### PROBLEM TO SOLVE:
Below is a listing; write it out exactly and drop any images from it.

### MATERIAL PROVIDED:

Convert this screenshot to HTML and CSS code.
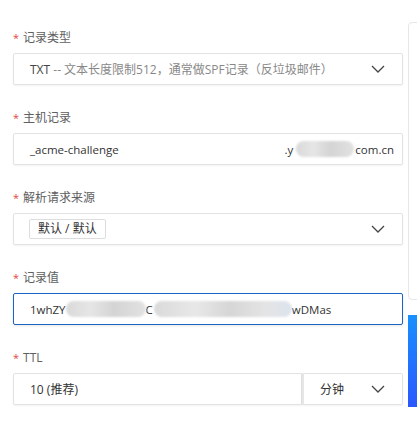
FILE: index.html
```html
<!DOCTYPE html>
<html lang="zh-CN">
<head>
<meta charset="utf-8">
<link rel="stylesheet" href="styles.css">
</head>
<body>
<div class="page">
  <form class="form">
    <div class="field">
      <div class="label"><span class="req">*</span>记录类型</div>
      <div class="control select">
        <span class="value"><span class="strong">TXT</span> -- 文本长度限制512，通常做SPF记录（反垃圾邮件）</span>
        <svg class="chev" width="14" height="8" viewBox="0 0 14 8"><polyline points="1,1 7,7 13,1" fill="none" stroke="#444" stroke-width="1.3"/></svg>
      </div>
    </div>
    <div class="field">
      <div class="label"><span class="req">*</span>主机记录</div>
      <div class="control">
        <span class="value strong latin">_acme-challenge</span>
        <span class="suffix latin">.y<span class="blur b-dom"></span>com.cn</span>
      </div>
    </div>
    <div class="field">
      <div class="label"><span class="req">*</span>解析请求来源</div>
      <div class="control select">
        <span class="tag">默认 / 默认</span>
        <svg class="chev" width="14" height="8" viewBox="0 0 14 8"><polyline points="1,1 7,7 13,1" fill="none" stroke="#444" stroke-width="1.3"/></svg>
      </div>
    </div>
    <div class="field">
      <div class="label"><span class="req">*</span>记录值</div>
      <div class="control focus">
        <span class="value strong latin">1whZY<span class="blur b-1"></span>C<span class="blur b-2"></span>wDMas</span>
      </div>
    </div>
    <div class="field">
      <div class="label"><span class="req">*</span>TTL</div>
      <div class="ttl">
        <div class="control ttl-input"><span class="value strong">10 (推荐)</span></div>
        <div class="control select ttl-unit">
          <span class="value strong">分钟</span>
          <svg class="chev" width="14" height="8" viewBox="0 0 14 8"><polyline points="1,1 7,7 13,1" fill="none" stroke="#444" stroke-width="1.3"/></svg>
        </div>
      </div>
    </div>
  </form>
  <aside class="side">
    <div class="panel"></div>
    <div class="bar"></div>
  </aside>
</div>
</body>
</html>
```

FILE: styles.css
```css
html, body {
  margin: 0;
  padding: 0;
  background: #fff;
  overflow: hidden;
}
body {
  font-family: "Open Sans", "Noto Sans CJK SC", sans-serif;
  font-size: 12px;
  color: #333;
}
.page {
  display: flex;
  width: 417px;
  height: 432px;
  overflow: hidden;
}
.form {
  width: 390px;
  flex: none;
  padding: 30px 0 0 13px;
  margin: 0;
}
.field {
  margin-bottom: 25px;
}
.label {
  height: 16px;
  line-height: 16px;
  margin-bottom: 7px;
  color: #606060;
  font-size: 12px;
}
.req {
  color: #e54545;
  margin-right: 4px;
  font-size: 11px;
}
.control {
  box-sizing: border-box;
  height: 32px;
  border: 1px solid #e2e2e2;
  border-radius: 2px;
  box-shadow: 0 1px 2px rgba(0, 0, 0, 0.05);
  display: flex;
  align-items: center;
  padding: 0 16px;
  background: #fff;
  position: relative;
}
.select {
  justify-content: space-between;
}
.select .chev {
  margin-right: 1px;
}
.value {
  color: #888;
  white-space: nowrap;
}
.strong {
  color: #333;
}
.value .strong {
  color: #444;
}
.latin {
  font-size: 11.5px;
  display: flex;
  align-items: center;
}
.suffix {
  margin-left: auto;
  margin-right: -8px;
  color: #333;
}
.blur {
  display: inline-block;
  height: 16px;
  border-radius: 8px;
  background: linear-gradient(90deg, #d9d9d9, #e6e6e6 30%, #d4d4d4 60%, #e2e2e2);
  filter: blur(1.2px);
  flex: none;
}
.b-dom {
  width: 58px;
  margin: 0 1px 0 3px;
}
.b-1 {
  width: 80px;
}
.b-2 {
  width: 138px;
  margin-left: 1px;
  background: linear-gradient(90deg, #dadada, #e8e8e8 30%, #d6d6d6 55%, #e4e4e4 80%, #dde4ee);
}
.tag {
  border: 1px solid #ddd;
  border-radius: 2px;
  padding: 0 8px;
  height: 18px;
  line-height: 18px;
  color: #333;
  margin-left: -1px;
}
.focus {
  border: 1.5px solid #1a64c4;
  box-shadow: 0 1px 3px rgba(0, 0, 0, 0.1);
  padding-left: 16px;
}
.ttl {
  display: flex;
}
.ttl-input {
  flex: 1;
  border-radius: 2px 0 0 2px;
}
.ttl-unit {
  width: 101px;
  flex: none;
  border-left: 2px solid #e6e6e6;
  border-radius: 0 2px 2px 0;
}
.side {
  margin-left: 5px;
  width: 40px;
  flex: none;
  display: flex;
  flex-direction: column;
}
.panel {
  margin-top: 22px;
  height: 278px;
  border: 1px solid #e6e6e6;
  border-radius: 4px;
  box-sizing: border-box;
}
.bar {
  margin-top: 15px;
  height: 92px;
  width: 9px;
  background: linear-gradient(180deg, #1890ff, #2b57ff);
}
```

### WRITTEN RESPONSE:
Convert this screenshot to HTML and CSS code.
FILE: index.html
```html
<!DOCTYPE html>
<html lang="zh-CN">
<head>
<meta charset="utf-8">
<link rel="stylesheet" href="styles.css">
</head>
<body>
<div class="page">
  <form class="form">
    <div class="field">
      <div class="label"><span class="req">*</span>记录类型</div>
      <div class="control select">
        <span class="value"><span class="strong">TXT</span> -- 文本长度限制512，通常做SPF记录（反垃圾邮件）</span>
        <svg class="chev" width="14" height="8" viewBox="0 0 14 8"><polyline points="1,1 7,7 13,1" fill="none" stroke="#444" stroke-width="1.3"/></svg>
      </div>
    </div>
    <div class="field">
      <div class="label"><span class="req">*</span>主机记录</div>
      <div class="control">
        <span class="value strong latin">_acme-challenge</span>
        <span class="suffix latin">.y<span class="blur b-dom"></span>com.cn</span>
      </div>
    </div>
    <div class="field">
      <div class="label"><span class="req">*</span>解析请求来源</div>
      <div class="control select">
        <span class="tag">默认 / 默认</span>
        <svg class="chev" width="14" height="8" viewBox="0 0 14 8"><polyline points="1,1 7,7 13,1" fill="none" stroke="#444" stroke-width="1.3"/></svg>
      </div>
    </div>
    <div class="field">
      <div class="label"><span class="req">*</span>记录值</div>
      <div class="control focus">
        <span class="value strong latin">1whZY<span class="blur b-1"></span>C<span class="blur b-2"></span>wDMas</span>
      </div>
    </div>
    <div class="field">
      <div class="label"><span class="req">*</span>TTL</div>
      <div class="ttl">
        <div class="control ttl-input"><span class="value strong">10 (推荐)</span></div>
        <div class="control select ttl-unit">
          <span class="value strong">分钟</span>
          <svg class="chev" width="14" height="8" viewBox="0 0 14 8"><polyline points="1,1 7,7 13,1" fill="none" stroke="#444" stroke-width="1.3"/></svg>
        </div>
      </div>
    </div>
  </form>
  <aside class="side">
    <div class="panel"></div>
    <div class="bar"></div>
  </aside>
</div>
</body>
</html>
```

FILE: styles.css
```css
html, body {
  margin: 0;
  padding: 0;
  background: #fff;
  overflow: hidden;
}
body {
  font-family: "Open Sans", "Noto Sans CJK SC", sans-serif;
  font-size: 12px;
  color: #333;
}
.page {
  display: flex;
  width: 417px;
  height: 432px;
  overflow: hidden;
}
.form {
  width: 390px;
  flex: none;
  padding: 30px 0 0 13px;
  margin: 0;
}
.field {
  margin-bottom: 25px;
}
.label {
  height: 16px;
  line-height: 16px;
  margin-bottom: 7px;
  color: #606060;
  font-size: 12px;
}
.req {
  color: #e54545;
  margin-right: 4px;
  font-size: 11px;
}
.control {
  box-sizing: border-box;
  height: 32px;
  border: 1px solid #e2e2e2;
  border-radius: 2px;
  box-shadow: 0 1px 2px rgba(0, 0, 0, 0.05);
  display: flex;
  align-items: center;
  padding: 0 16px;
  background: #fff;
  position: relative;
}
.select {
  justify-content: space-between;
}
.select .chev {
  margin-right: 1px;
}
.value {
  color: #888;
  white-space: nowrap;
}
.strong {
  color: #333;
}
.value .strong {
  color: #444;
}
.latin {
  font-size: 11.5px;
  display: flex;
  align-items: center;
}
.suffix {
  margin-left: auto;
  margin-right: -8px;
  color: #333;
}
.blur {
  display: inline-block;
  height: 16px;
  border-radius: 8px;
  background: linear-gradient(90deg, #d9d9d9, #e6e6e6 30%, #d4d4d4 60%, #e2e2e2);
  filter: blur(1.2px);
  flex: none;
}
.b-dom {
  width: 58px;
  margin: 0 1px 0 3px;
}
.b-1 {
  width: 80px;
}
.b-2 {
  width: 138px;
  margin-left: 1px;
  background: linear-gradient(90deg, #dadada, #e8e8e8 30%, #d6d6d6 55%, #e4e4e4 80%, #dde4ee);
}
.tag {
  border: 1px solid #ddd;
  border-radius: 2px;
  padding: 0 8px;
  height: 18px;
  line-height: 18px;
  color: #333;
  margin-left: -1px;
}
.focus {
  border: 1.5px solid #1a64c4;
  box-shadow: 0 1px 3px rgba(0, 0, 0, 0.1);
  padding-left: 16px;
}
.ttl {
  display: flex;
}
.ttl-input {
  flex: 1;
  border-radius: 2px 0 0 2px;
}
.ttl-unit {
  width: 101px;
  flex: none;
  border-left: 2px solid #e6e6e6;
  border-radius: 0 2px 2px 0;
}
.side {
  margin-left: 5px;
  width: 40px;
  flex: none;
  display: flex;
  flex-direction: column;
}
.panel {
  margin-top: 22px;
  height: 278px;
  border: 1px solid #e6e6e6;
  border-radius: 4px;
  box-sizing: border-box;
}
.bar {
  margin-top: 15px;
  height: 92px;
  width: 9px;
  background: linear-gradient(180deg, #1890ff, #2b57ff);
}
```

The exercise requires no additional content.